We talked last night, and I got pretty 'real." I think she could tell how earnest I was. She again promised she wouldn't do it anymore. She has before though, so I am not real hopeful that she will stick to it this time. And I sent her an email about an hour ago that layed out my thoughts - about all the time, gas, money and energy I have spent lately to go out to her place 4-5 times a week. I just don't think she has appreciated it AT ALL. She comes out to my place for 1 day every 2 weeks, and I am out at hers for 8-10 days every 2 weeks. I didn't mind doing it for the longest time. But now, I am done for awhile.

I am a nice person, and I try to give my best to those I love. I try to be forgiving, understanding, and supportive. But I will not sacrifice my happiness or serenity for anyone - especially someone who not only doesn't appreciate what I do, but accuses me of not doing enough.
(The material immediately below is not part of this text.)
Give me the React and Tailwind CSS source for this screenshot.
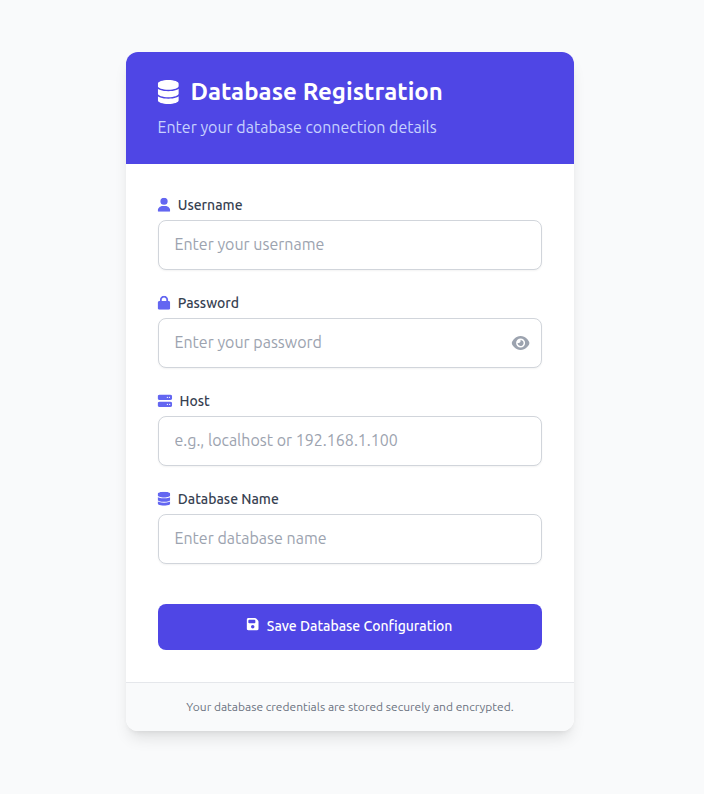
import { FaDatabase, FaUser, FaLock, FaServer, FaEye, FaFloppyDisk } from "react-icons/fa6";

const fields = [
  { id: "username", label: "Username", Icon: FaUser, size: "w-[12.25px]", placeholder: "Enter your username" },
  { id: "password", label: "Password", Icon: FaLock, size: "w-[12.25px]", placeholder: "Enter your password", reveal: true },
  { id: "host", label: "Host", Icon: FaServer, size: "w-[14px]", placeholder: "e.g., localhost or 192.168.1.100" },
  { id: "database", label: "Database Name", Icon: FaDatabase, size: "w-[12.25px]", placeholder: "Enter database name" },
];

function Field({ id, label, Icon, size, placeholder, reveal }) {
  return (
    <div>
      <label htmlFor={id} className="-ml-[0.5px] mb-1 flex h-5 items-center text-sm font-medium text-[#374151]">
        <span className="mr-2 inline-flex -translate-y-[1.2px] -translate-x-[0.1px] scale-x-[1.04]">
          <Icon preserveAspectRatio="none" className={`h-[14px] shrink-0 text-[#6366f1] ${size}`} />
        </span>
        <span className="relative -top-px whitespace-nowrap">{label}</span>
      </label>
      <div className="relative">
        <input
          id={id}
          type={reveal ? "password" : "text"}
          placeholder={placeholder}
          className="block h-[50px] w-full rounded-lg border border-[#d1d5db] bg-white pt-3 pr-4 pb-[14px] pl-[15.5px] text-base shadow-[0_1px_2px_0_rgb(0_0_0/0.05)] placeholder:text-[#9ca3af]"
        />
        {reveal && (
          <button type="button" aria-label="Show password" className="absolute inset-y-0 right-0 flex items-center pr-3 text-[#9ca3af]">
            <span className="inline-flex -translate-x-[0.4px]">
              <FaEye className="h-4 w-[18px]" />
            </span>
          </button>
        )}
      </div>
    </div>
  );
}

export default function App() {
  return (
    <div className="flex min-h-screen justify-center bg-[#f9fafb] pt-[52px] pr-1 font-['Ubuntu','Open_Sans','Noto_Sans',sans-serif]">
      <div className="h-[679px] w-[448px] overflow-hidden rounded-xl bg-white shadow-[0_10px_15px_-3px_rgb(0_0_0/0.1),0_4px_6px_-4px_rgb(0_0_0/0.1)]">
        <div className="bg-[#4f46e5] px-8 py-6">
          <h1 className="-ml-[0.5px] flex h-8 items-center text-2xl font-semibold text-white">
            <span className="mr-3 inline-flex -translate-x-[0.2px]">
              <FaDatabase className="h-6 w-[21px] shrink-0" />
            </span>
            <span className="tracking-[0.04px] whitespace-nowrap">Database Registration</span>
          </h1>
          <p className="mt-2 text-base leading-6 text-[#c7d2fe]">
            <span className="relative -top-px -left-[0.5px] whitespace-nowrap">Enter your database connection details</span>
          </p>
        </div>
        <form className="space-y-6 p-8">
          {fields.map((f) => (
            <Field key={f.id} {...f} />
          ))}
          <div className="pt-4">
            <button type="button" className="flex h-[46px] w-full items-center justify-center rounded-lg bg-[#4f46e5] pr-px text-sm font-medium text-white">
              <span className="mr-2 inline-flex -translate-x-[0.4px] -translate-y-[2.8px]">
                <FaFloppyDisk className="h-[14px] w-[12.25px] shrink-0" />
              </span>
              <span className="relative -top-px whitespace-nowrap">Save Database Configuration</span>
            </button>
          </div>
        </form>
        <div className="border-t border-[#e5e7eb] bg-[#f9fafb] px-8 py-4 text-center text-xs leading-4 text-[#6b7280]">
          <p>Your database credentials are stored securely and encrypted.</p>
        </div>
      </div>
    </div>
  );
}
I mentioned recently how she never gets me any gifts, thinking she would get me a little something. Has she? No. I have mentioned how much I would like her to get a pedicure. Has she? No. Well, I am done giving for awhile. She better figure shit out and get straight, or we are going to take a break. God knows, I feel like I could use one. And this used to be thet thing that gave me the most joy in life. Oy vey.